» **Supplied information**
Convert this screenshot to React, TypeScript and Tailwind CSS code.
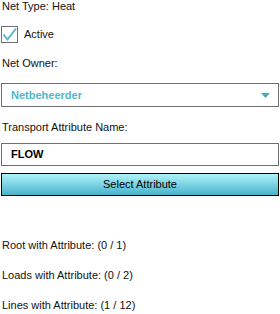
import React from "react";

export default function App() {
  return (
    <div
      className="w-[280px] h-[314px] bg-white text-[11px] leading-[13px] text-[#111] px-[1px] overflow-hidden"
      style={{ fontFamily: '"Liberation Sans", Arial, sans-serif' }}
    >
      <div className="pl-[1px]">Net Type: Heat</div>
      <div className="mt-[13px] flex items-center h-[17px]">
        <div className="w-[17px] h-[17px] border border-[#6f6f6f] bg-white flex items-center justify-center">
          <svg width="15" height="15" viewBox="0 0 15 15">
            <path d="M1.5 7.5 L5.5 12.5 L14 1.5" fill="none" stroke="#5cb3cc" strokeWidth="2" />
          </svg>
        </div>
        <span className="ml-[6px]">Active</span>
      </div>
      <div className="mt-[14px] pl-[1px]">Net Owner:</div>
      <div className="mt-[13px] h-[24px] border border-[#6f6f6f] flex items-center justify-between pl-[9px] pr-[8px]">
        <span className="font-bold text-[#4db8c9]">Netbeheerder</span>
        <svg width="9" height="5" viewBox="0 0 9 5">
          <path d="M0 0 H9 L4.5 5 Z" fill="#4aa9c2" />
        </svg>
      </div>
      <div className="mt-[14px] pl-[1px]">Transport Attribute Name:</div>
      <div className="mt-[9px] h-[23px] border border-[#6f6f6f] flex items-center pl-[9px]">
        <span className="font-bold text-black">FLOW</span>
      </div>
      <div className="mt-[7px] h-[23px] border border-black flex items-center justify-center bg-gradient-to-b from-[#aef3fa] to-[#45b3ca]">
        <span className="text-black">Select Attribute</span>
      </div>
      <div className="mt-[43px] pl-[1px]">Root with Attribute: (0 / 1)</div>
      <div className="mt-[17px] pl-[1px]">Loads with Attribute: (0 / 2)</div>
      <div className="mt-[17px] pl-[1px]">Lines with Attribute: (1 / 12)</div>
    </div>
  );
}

» **Problem to work on**
Reproduce each line word for word and drop the pictures.

» **Reply**
Convert this screenshot to React, TypeScript and Tailwind CSS code.
import React from "react";

export default function App() {
  return (
    <div
      className="w-[280px] h-[314px] bg-white text-[11px] leading-[13px] text-[#111] px-[1px] overflow-hidden"
      style={{ fontFamily: '"Liberation Sans", Arial, sans-serif' }}
    >
      <div className="pl-[1px]">Net Type: Heat</div>
      <div className="mt-[13px] flex items-center h-[17px]">
        <div className="w-[17px] h-[17px] border border-[#6f6f6f] bg-white flex items-center justify-center">
          <svg width="15" height="15" viewBox="0 0 15 15">
            <path d="M1.5 7.5 L5.5 12.5 L14 1.5" fill="none" stroke="#5cb3cc" strokeWidth="2" />
          </svg>
        </div>
        <span className="ml-[6px]">Active</span>
      </div>
      <div className="mt-[14px] pl-[1px]">Net Owner:</div>
      <div className="mt-[13px] h-[24px] border border-[#6f6f6f] flex items-center justify-between pl-[9px] pr-[8px]">
        <span className="font-bold text-[#4db8c9]">Netbeheerder</span>
        <svg width="9" height="5" viewBox="0 0 9 5">
          <path d="M0 0 H9 L4.5 5 Z" fill="#4aa9c2" />
        </svg>
      </div>
      <div className="mt-[14px] pl-[1px]">Transport Attribute Name:</div>
      <div className="mt-[9px] h-[23px] border border-[#6f6f6f] flex items-center pl-[9px]">
        <span className="font-bold text-black">FLOW</span>
      </div>
      <div className="mt-[7px] h-[23px] border border-black flex items-center justify-center bg-gradient-to-b from-[#aef3fa] to-[#45b3ca]">
        <span className="text-black">Select Attribute</span>
      </div>
      <div className="mt-[43px] pl-[1px]">Root with Attribute: (0 / 1)</div>
      <div className="mt-[17px] pl-[1px]">Loads with Attribute: (0 / 2)</div>
      <div className="mt-[17px] pl-[1px]">Lines with Attribute: (1 / 12)</div>
    </div>
  );
}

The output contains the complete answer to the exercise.